The sickening truth is that this science fiction has survived pretty well for more than a decade. The company behind this stuff is doing VERY WELL financially speaking (see this recent article). And the "techno-babble" HAS been published in some quasi-respectible peer reviewed journals.
The good news is that the initial patent that was granted to this nonsense <rolleyes)> has apparently been rescinded (see Blacklight Power: Some Ideas Are Simply Too Dumb to Die! and Patent Nonsense: Court Denies Blacklight Power Appeal.
I can start a semiconductor company and say that I have a way to produce magnetic monopoles. My employees and I can then publish respectable work - work that has nothing to do with magnetic monopoles - in respectable journals. Then I write up a website mixing in my pseudoscience non-peer-reviewed "essays" with the real science to give the impression that my monopole theory is well supported. If I am lucky, I may even be able to sneak in some monopole tidbits into peer-reviewed journals so prestigious that all you have to do is have a pulse and pass over the $1500 publishing fee. Maybe three or four stealth papers, over a decade.
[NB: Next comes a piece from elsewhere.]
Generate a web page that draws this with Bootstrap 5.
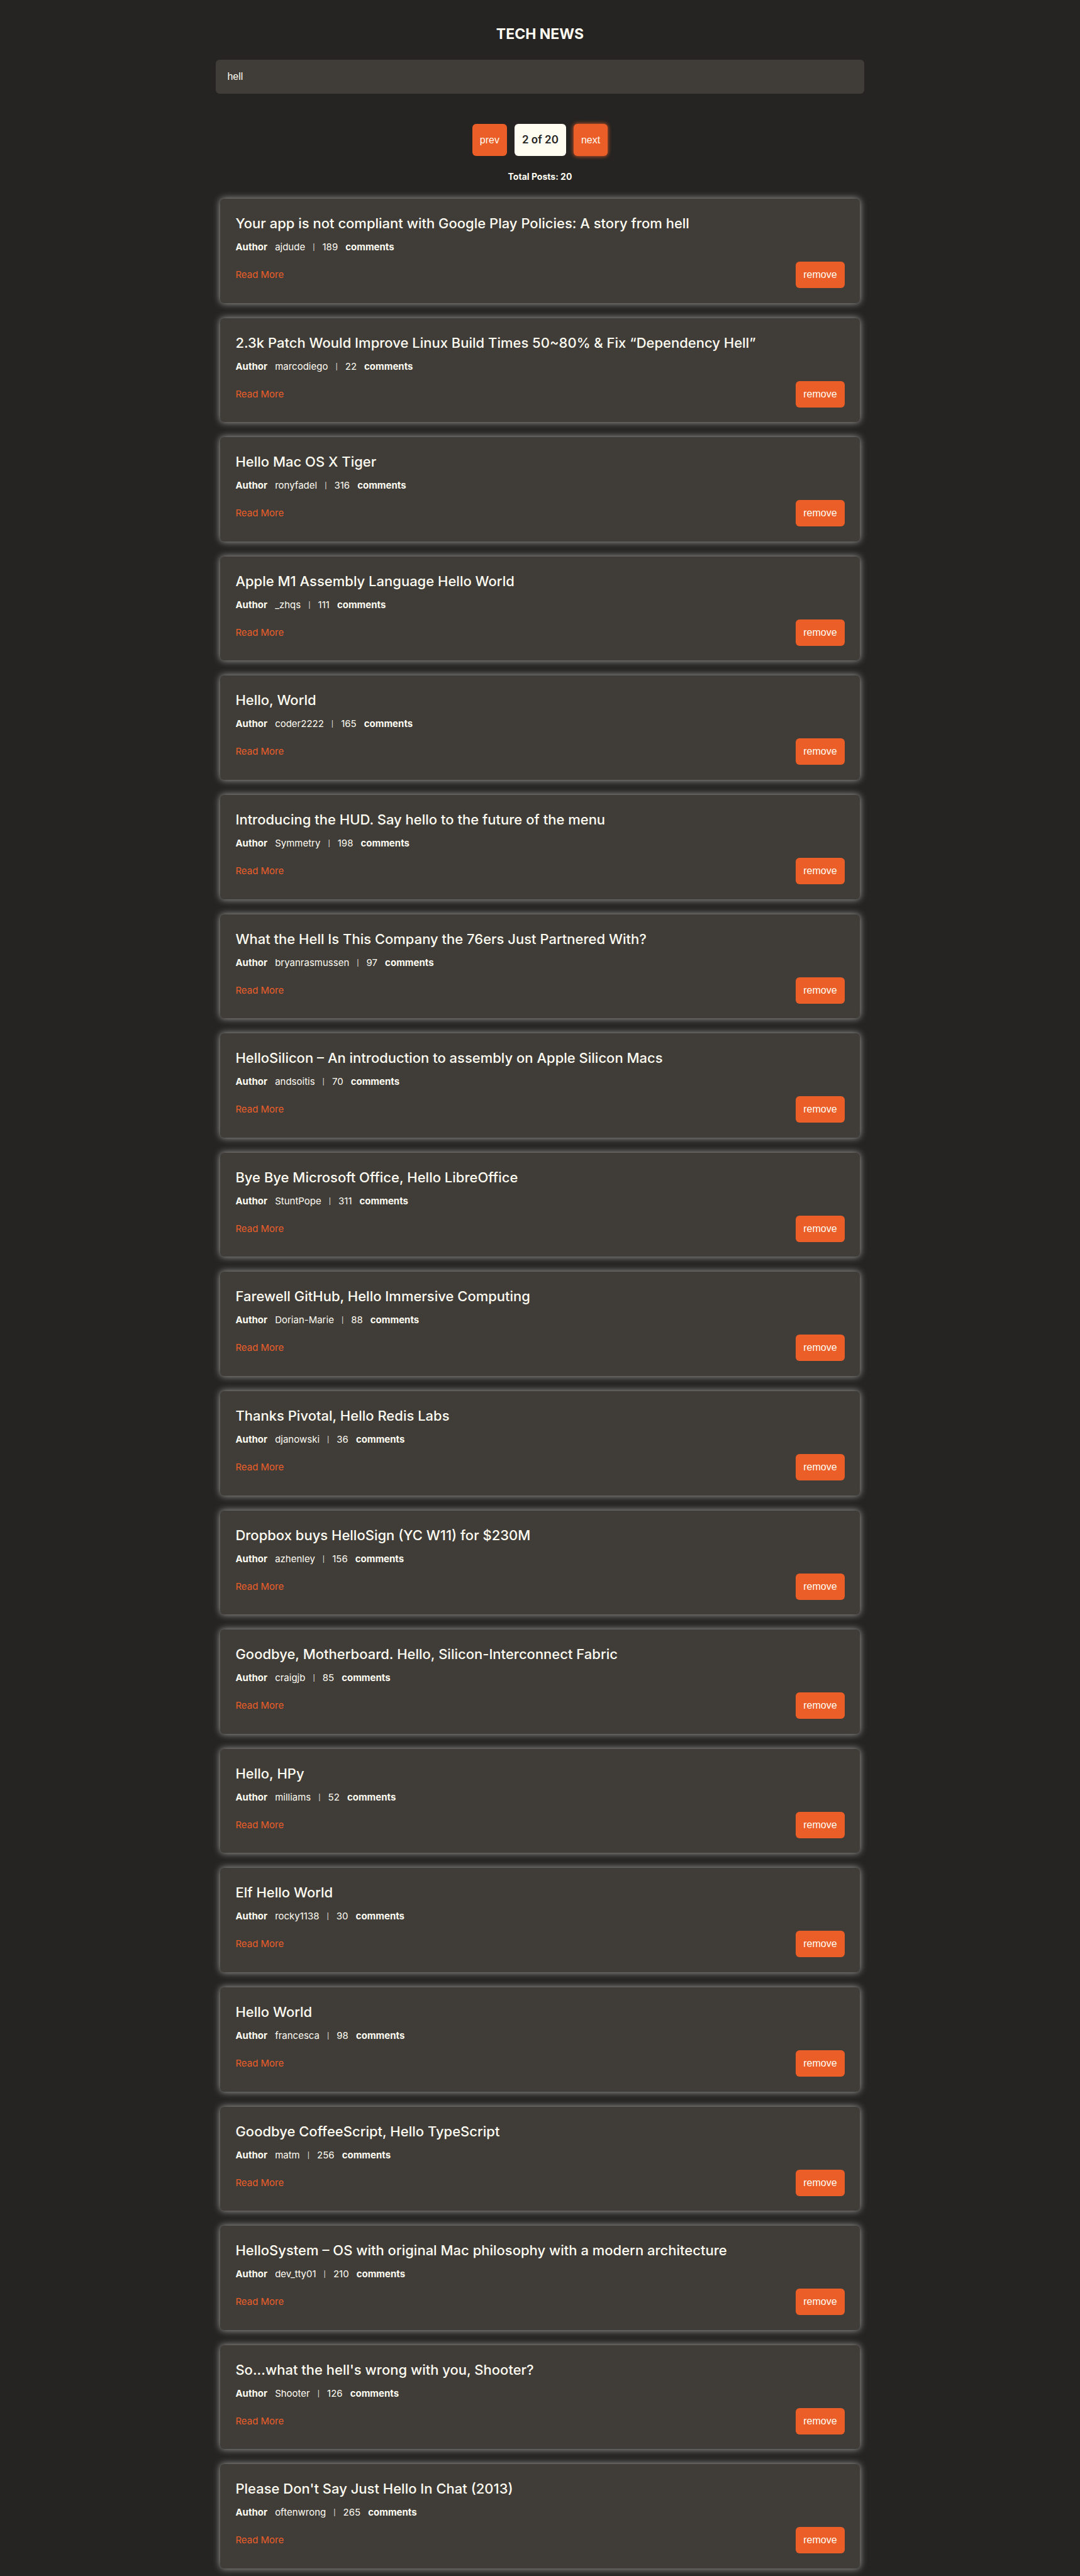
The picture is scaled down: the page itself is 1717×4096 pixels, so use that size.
<!DOCTYPE html>
<html lang="en">
<head>
<meta charset="utf-8">
<meta name="viewport" content="width=device-width, initial-scale=1">
<title>Tech News</title>
<link href="https://cdn.jsdelivr.net/npm/bootstrap@5.3.0/dist/css/bootstrap.min.css" rel="stylesheet">
<style>
:root{--ink:#252422;--panel:#403d39;--cream:#fffcf2;--flame:#eb5e28}
body{background:var(--ink);color:var(--cream);font-family:Inter,"Open Sans",sans-serif;font-size:15px;line-height:22px}
.page{width:60%;min-width:320px;padding:36px 0 12px}
.site-title{font-size:23px;font-weight:700;line-height:36px;margin-bottom:23px}
.search-box,.search-box:focus{background:var(--panel);color:var(--cream);border:0;border-radius:6px;padding:0 18px;height:54px;font:16px "Liberation Sans",Arial,sans-serif;box-shadow:none}
.pager{gap:12px;margin-top:48px}
.flame-btn{--bs-btn-bg:var(--flame);--bs-btn-color:var(--cream);--bs-btn-hover-bg:var(--flame);--bs-btn-hover-color:var(--cream);--bs-btn-active-bg:var(--flame);--bs-btn-active-color:var(--cream);border:0;border-radius:6px;padding:12px;font:16px/18px "Liberation Sans",Arial,sans-serif}
.flame-btn.glow{box-shadow:0 0 6px var(--flame)}
.page-count{background:var(--cream);color:var(--ink);border-radius:6px;padding:12px;font-size:17px;line-height:27px;font-weight:600}
.total{font-size:14px;font-weight:700;margin:22px 0 24px}
.posts{gap:24px;padding:0 7px}
.post{background:var(--panel);border-radius:6px;padding:24px 24px 23px;box-shadow:0 0 12px darkgray}
.post h2{font-size:22px;line-height:30px;font-weight:500;margin-bottom:12px}
.meta{gap:12px;margin-bottom:12px}
.meta b{font-weight:700}
.meta .bar{font-size:10px}
.more{color:var(--flame);text-decoration:none}
</style>
<script defer src="https://cdn.jsdelivr.net/npm/bootstrap@5.3.0/dist/js/bootstrap.bundle.min.js"></script>
</head>
<body>
<main class="page mx-auto min-vh-100 d-flex flex-column">
<h1 class="site-title text-center">TECH NEWS</h1>
<form><input class="search-box form-control" type="text" value="hell" aria-label="Search stories"></form>
<nav class="pager d-flex justify-content-center" aria-label="Pages">
<button type="button" class="btn flame-btn">prev</button>
<span class="page-count">2 of 20</span>
<button type="button" class="btn flame-btn glow">next</button>
</nav>
<p class="total text-center">Total Posts: 20</p>
<section class="posts d-flex flex-column flex-grow-1">
<article class="post flex-fill"><h2>Your app is not compliant with Google Play Policies: A story from hell</h2><div class="meta d-flex"><b>Author</b><span>ajdude</span><span class="bar">|</span><span>189</span><b>comments</b></div><div class="d-flex justify-content-between align-items-center"><a class="more" href="#">Read More</a><button type="button" class="btn flame-btn">remove</button></div></article>
<article class="post flex-fill"><h2>2.3k Patch Would Improve Linux Build Times 50~80% &amp; Fix “Dependency Hell”</h2><div class="meta d-flex"><b>Author</b><span>marcodiego</span><span class="bar">|</span><span>22</span><b>comments</b></div><div class="d-flex justify-content-between align-items-center"><a class="more" href="#">Read More</a><button type="button" class="btn flame-btn">remove</button></div></article>
<article class="post flex-fill"><h2>Hello Mac OS X Tiger</h2><div class="meta d-flex"><b>Author</b><span>ronyfadel</span><span class="bar">|</span><span>316</span><b>comments</b></div><div class="d-flex justify-content-between align-items-center"><a class="more" href="#">Read More</a><button type="button" class="btn flame-btn">remove</button></div></article>
<article class="post flex-fill"><h2>Apple M1 Assembly Language Hello World</h2><div class="meta d-flex"><b>Author</b><span>_zhqs</span><span class="bar">|</span><span>111</span><b>comments</b></div><div class="d-flex justify-content-between align-items-center"><a class="more" href="#">Read More</a><button type="button" class="btn flame-btn">remove</button></div></article>
<article class="post flex-fill"><h2>Hello, World</h2><div class="meta d-flex"><b>Author</b><span>coder2222</span><span class="bar">|</span><span>165</span><b>comments</b></div><div class="d-flex justify-content-between align-items-center"><a class="more" href="#">Read More</a><button type="button" class="btn flame-btn">remove</button></div></article>
<article class="post flex-fill"><h2>Introducing the HUD. Say hello to the future of the menu</h2><div class="meta d-flex"><b>Author</b><span>Symmetry</span><span class="bar">|</span><span>198</span><b>comments</b></div><div class="d-flex justify-content-between align-items-center"><a class="more" href="#">Read More</a><button type="button" class="btn flame-btn">remove</button></div></article>
<article class="post flex-fill"><h2>What the Hell Is This Company the 76ers Just Partnered With?</h2><div class="meta d-flex"><b>Author</b><span>bryanrasmussen</span><span class="bar">|</span><span>97</span><b>comments</b></div><div class="d-flex justify-content-between align-items-center"><a class="more" href="#">Read More</a><button type="button" class="btn flame-btn">remove</button></div></article>
<article class="post flex-fill"><h2>HelloSilicon – An introduction to assembly on Apple Silicon Macs</h2><div class="meta d-flex"><b>Author</b><span>andsoitis</span><span class="bar">|</span><span>70</span><b>comments</b></div><div class="d-flex justify-content-between align-items-center"><a class="more" href="#">Read More</a><button type="button" class="btn flame-btn">remove</button></div></article>
<article class="post flex-fill"><h2>Bye Bye Microsoft Office, Hello LibreOffice</h2><div class="meta d-flex"><b>Author</b><span>StuntPope</span><span class="bar">|</span><span>311</span><b>comments</b></div><div class="d-flex justify-content-between align-items-center"><a class="more" href="#">Read More</a><button type="button" class="btn flame-btn">remove</button></div></article>
<article class="post flex-fill"><h2>Farewell GitHub, Hello Immersive Computing</h2><div class="meta d-flex"><b>Author</b><span>Dorian-Marie</span><span class="bar">|</span><span>88</span><b>comments</b></div><div class="d-flex justify-content-between align-items-center"><a class="more" href="#">Read More</a><button type="button" class="btn flame-btn">remove</button></div></article>
<article class="post flex-fill"><h2>Thanks Pivotal, Hello Redis Labs</h2><div class="meta d-flex"><b>Author</b><span>djanowski</span><span class="bar">|</span><span>36</span><b>comments</b></div><div class="d-flex justify-content-between align-items-center"><a class="more" href="#">Read More</a><button type="button" class="btn flame-btn">remove</button></div></article>
<article class="post flex-fill"><h2>Dropbox buys HelloSign (YC W11) for $230M</h2><div class="meta d-flex"><b>Author</b><span>azhenley</span><span class="bar">|</span><span>156</span><b>comments</b></div><div class="d-flex justify-content-between align-items-center"><a class="more" href="#">Read More</a><button type="button" class="btn flame-btn">remove</button></div></article>
<article class="post flex-fill"><h2>Goodbye, Motherboard. Hello, Silicon-Interconnect Fabric</h2><div class="meta d-flex"><b>Author</b><span>craigjb</span><span class="bar">|</span><span>85</span><b>comments</b></div><div class="d-flex justify-content-between align-items-center"><a class="more" href="#">Read More</a><button type="button" class="btn flame-btn">remove</button></div></article>
<article class="post flex-fill"><h2>Hello, HPy</h2><div class="meta d-flex"><b>Author</b><span>milliams</span><span class="bar">|</span><span>52</span><b>comments</b></div><div class="d-flex justify-content-between align-items-center"><a class="more" href="#">Read More</a><button type="button" class="btn flame-btn">remove</button></div></article>
<article class="post flex-fill"><h2>Elf Hello World</h2><div class="meta d-flex"><b>Author</b><span>rocky1138</span><span class="bar">|</span><span>30</span><b>comments</b></div><div class="d-flex justify-content-between align-items-center"><a class="more" href="#">Read More</a><button type="button" class="btn flame-btn">remove</button></div></article>
<article class="post flex-fill"><h2>Hello World</h2><div class="meta d-flex"><b>Author</b><span>francesca</span><span class="bar">|</span><span>98</span><b>comments</b></div><div class="d-flex justify-content-between align-items-center"><a class="more" href="#">Read More</a><button type="button" class="btn flame-btn">remove</button></div></article>
<article class="post flex-fill"><h2>Goodbye CoffeeScript, Hello TypeScript</h2><div class="meta d-flex"><b>Author</b><span>matm</span><span class="bar">|</span><span>256</span><b>comments</b></div><div class="d-flex justify-content-between align-items-center"><a class="more" href="#">Read More</a><button type="button" class="btn flame-btn">remove</button></div></article>
<article class="post flex-fill"><h2>HelloSystem – OS with original Mac philosophy with a modern architecture</h2><div class="meta d-flex"><b>Author</b><span>dev_tty01</span><span class="bar">|</span><span>210</span><b>comments</b></div><div class="d-flex justify-content-between align-items-center"><a class="more" href="#">Read More</a><button type="button" class="btn flame-btn">remove</button></div></article>
<article class="post flex-fill"><h2>So...what the hell's wrong with you, Shooter?</h2><div class="meta d-flex"><b>Author</b><span>Shooter</span><span class="bar">|</span><span>126</span><b>comments</b></div><div class="d-flex justify-content-between align-items-center"><a class="more" href="#">Read More</a><button type="button" class="btn flame-btn">remove</button></div></article>
<article class="post flex-fill"><h2>Please Don't Say Just Hello In Chat (2013)</h2><div class="meta d-flex"><b>Author</b><span>oftenwrong</span><span class="bar">|</span><span>265</span><b>comments</b></div><div class="d-flex justify-content-between align-items-center"><a class="more" href="#">Read More</a><button type="button" class="btn flame-btn">remove</button></div></article>
</section>
</main>
</body>
</html>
Sad as it looks, these guys are the heavyweights of pseudoscience because they at least, in part, perform real science. And they are at odds with quantum mechanics, a subject rife with avenues for playing semantics games, taking advantage of the history of the subject (ie "interpretations"), and, most importantly, it is a subject that is in many ways counterintuitive to everyday experience.
If they are sincere, I wish them all luck. And if they are correct, while I am wrong, I'll eat humble pie (a lot of it). I'd expect the same from them (if pigs flew).
Sigh. At least they aren't thermodynamics kooks. A few times in the past, after very minor media exposure, I received correspondence from people who had learned "just a little bit" about thermal physics and thought they had invented an infinite energy source. Or designed 100% efficient solar cells that they cooked in their oven at 450. No mention of black helicopters, fluoride poisoning, or tinfoil beanies, but still somewhat entertaining.